TASK GOAL: Retype the opening lines of the listing below, ending with the line that contains "5)) % shades.length]);", and leave out any pictures.

Records from a collection:
§
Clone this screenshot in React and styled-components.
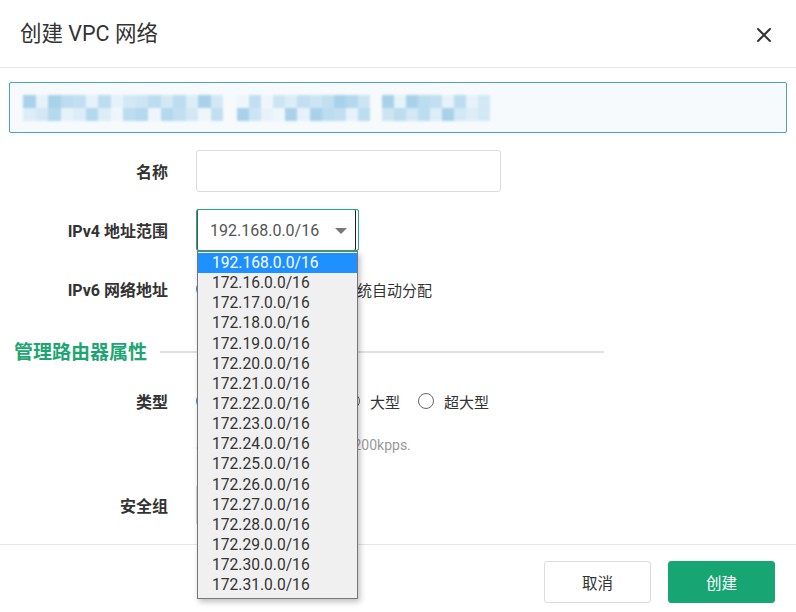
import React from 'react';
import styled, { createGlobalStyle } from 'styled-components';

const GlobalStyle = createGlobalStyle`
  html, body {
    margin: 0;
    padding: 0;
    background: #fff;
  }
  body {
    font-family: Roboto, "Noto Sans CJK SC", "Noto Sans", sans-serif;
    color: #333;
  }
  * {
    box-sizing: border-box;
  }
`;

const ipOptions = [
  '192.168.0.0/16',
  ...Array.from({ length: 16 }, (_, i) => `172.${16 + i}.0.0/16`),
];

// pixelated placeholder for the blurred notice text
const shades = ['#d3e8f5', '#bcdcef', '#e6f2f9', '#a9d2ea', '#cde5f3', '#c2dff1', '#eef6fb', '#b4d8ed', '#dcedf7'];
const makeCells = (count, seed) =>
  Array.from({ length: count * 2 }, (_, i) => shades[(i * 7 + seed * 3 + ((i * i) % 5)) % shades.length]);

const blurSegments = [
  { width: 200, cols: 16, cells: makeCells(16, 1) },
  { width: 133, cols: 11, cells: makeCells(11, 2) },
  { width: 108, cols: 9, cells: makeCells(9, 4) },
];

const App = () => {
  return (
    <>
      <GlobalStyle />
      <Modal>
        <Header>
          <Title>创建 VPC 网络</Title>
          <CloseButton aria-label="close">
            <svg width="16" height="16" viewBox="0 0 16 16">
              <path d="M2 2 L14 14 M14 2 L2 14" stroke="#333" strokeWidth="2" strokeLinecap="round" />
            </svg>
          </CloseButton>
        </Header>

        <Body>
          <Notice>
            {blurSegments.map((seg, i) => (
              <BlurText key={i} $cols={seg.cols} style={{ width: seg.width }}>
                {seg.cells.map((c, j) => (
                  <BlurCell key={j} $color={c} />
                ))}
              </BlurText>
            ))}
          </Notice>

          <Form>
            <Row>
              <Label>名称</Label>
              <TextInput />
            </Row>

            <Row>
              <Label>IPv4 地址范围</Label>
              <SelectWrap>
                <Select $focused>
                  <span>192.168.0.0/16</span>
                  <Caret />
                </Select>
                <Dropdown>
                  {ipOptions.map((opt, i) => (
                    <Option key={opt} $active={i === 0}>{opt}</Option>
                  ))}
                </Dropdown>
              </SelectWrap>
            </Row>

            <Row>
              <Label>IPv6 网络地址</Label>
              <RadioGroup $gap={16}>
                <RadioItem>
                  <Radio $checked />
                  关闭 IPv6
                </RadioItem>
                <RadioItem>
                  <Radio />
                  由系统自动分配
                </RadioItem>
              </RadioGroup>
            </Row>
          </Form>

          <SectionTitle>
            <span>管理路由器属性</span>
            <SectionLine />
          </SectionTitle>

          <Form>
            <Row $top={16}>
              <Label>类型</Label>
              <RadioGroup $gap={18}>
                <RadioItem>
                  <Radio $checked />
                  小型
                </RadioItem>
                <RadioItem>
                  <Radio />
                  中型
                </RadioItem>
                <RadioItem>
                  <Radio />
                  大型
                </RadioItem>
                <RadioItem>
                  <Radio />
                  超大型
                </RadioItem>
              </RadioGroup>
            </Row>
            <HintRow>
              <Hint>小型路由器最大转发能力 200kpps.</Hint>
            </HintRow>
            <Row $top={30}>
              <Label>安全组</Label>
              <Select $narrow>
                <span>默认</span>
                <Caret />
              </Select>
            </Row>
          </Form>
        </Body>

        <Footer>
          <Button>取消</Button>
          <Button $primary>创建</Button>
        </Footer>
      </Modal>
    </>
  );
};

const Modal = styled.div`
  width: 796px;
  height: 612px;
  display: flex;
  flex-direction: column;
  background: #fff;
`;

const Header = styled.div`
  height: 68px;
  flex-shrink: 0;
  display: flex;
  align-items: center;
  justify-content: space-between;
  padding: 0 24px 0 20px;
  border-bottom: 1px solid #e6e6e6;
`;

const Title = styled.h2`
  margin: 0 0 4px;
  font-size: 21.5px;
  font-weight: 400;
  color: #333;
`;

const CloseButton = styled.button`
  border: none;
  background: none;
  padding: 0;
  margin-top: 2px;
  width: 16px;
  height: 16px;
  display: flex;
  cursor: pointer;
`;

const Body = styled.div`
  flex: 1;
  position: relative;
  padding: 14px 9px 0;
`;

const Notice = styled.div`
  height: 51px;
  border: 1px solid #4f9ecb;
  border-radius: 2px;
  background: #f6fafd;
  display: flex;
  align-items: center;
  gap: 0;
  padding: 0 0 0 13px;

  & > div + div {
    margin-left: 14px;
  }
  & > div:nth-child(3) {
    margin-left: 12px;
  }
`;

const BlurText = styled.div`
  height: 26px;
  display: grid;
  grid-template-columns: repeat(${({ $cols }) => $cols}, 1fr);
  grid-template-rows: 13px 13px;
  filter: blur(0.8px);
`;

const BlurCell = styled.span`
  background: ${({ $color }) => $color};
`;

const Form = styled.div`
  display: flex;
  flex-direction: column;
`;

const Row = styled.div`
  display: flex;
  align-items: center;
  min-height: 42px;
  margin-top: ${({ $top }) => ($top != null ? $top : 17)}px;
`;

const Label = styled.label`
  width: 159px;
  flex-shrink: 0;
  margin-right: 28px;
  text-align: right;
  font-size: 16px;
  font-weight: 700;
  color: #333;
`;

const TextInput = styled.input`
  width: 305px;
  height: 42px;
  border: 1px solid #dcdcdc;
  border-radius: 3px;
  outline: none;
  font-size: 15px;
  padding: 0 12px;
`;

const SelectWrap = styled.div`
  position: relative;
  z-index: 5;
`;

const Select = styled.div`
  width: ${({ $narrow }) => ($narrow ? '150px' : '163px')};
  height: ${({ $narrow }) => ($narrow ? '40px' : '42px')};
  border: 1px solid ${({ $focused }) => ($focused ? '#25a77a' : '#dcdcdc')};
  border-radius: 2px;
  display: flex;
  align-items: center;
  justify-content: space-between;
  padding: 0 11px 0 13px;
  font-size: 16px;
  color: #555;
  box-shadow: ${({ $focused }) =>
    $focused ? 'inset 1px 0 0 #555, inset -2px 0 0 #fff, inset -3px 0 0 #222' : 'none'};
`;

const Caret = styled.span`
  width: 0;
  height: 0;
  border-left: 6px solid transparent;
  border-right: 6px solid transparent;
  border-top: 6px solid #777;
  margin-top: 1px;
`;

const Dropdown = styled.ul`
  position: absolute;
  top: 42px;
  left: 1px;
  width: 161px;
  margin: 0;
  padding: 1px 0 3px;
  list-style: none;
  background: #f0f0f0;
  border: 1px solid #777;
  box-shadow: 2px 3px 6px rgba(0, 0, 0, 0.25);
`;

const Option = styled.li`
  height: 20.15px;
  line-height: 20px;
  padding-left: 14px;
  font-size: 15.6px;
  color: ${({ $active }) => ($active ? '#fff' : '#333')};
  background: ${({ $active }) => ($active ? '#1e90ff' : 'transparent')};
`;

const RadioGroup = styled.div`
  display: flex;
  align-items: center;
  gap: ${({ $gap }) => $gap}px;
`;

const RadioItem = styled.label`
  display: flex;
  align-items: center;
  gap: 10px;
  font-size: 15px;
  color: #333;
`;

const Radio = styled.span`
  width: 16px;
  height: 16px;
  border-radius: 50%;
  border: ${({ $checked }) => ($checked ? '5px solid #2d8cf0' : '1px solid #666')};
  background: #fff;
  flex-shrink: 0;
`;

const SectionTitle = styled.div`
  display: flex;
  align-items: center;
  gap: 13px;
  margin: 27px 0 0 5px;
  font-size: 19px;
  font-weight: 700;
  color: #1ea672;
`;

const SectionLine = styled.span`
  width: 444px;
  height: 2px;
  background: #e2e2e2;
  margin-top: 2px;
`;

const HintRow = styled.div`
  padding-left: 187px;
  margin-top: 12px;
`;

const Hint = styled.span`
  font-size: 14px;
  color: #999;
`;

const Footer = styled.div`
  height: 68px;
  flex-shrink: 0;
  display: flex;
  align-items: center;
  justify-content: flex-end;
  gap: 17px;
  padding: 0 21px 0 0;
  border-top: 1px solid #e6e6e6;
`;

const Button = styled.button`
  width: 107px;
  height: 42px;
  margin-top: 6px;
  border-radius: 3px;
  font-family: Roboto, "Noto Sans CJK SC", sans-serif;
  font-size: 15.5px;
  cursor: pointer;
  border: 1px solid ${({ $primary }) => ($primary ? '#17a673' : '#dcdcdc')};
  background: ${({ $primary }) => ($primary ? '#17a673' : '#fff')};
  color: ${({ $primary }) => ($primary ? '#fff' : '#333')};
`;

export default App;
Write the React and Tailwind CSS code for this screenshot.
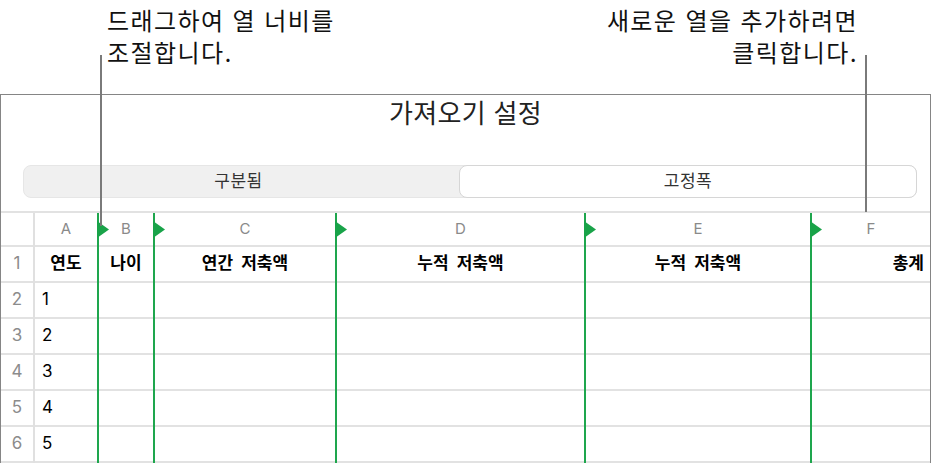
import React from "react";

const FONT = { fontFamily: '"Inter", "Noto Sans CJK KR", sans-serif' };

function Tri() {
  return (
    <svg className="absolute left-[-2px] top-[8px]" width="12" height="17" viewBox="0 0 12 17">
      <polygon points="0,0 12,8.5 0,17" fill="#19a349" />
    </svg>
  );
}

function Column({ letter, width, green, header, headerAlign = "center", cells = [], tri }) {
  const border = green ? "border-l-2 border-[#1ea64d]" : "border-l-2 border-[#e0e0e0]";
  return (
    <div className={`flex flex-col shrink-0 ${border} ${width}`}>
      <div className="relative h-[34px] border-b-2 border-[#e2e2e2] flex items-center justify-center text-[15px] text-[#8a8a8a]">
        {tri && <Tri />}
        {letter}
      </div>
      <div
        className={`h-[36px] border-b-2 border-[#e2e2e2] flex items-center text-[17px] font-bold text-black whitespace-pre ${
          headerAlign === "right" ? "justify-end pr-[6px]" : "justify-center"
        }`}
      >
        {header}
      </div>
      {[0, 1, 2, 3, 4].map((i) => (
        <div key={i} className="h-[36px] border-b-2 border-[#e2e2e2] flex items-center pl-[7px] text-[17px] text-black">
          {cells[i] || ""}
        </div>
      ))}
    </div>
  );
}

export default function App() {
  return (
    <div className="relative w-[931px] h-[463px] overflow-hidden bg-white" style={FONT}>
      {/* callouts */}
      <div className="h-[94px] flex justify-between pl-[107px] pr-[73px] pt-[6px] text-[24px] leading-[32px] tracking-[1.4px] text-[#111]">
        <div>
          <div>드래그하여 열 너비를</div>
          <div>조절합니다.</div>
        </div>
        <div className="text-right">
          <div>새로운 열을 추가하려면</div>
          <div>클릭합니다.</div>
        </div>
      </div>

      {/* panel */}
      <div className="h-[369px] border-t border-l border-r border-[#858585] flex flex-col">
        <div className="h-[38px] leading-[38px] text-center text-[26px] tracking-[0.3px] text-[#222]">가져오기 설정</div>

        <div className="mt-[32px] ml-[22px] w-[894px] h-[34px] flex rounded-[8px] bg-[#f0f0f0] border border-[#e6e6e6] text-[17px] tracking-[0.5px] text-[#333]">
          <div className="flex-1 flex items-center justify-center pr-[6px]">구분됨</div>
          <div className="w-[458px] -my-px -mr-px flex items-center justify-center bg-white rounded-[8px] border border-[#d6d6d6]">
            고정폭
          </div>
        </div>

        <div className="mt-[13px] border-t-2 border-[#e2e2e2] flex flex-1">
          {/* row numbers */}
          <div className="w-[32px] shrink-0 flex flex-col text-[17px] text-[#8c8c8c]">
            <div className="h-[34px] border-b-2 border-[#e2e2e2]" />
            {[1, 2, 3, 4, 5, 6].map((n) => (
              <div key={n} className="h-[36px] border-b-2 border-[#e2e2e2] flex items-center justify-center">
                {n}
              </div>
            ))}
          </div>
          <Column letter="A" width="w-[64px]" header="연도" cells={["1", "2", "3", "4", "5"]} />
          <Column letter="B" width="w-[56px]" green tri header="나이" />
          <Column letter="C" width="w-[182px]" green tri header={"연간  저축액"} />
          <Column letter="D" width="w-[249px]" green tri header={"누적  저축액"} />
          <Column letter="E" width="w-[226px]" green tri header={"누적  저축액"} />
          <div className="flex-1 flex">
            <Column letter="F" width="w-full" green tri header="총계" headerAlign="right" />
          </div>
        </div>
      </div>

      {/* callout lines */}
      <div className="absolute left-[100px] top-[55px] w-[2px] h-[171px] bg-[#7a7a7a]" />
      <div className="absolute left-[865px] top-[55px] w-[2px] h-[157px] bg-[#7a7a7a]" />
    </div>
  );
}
§
SOLUTION TO THE PROBLEM:
Clone this screenshot in React and styled-components.
import React from 'react';
import styled, { createGlobalStyle } from 'styled-components';

const GlobalStyle = createGlobalStyle`
  html, body {
    margin: 0;
    padding: 0;
    background: #fff;
  }
  body {
    font-family: Roboto, "Noto Sans CJK SC", "Noto Sans", sans-serif;
    color: #333;
  }
  * {
    box-sizing: border-box;
  }
`;

const ipOptions = [
  '192.168.0.0/16',
  ...Array.from({ length: 16 }, (_, i) => `172.${16 + i}.0.0/16`),
];

// pixelated placeholder for the blurred notice text
const shades = ['#d3e8f5', '#bcdcef', '#e6f2f9', '#a9d2ea', '#cde5f3', '#c2dff1', '#eef6fb', '#b4d8ed', '#dcedf7'];
const makeCells = (count, seed) =>
  Array.from({ length: count * 2 }, (_, i) => shades[(i * 7 + seed * 3 + ((i * i) % 5)) % shades.length]);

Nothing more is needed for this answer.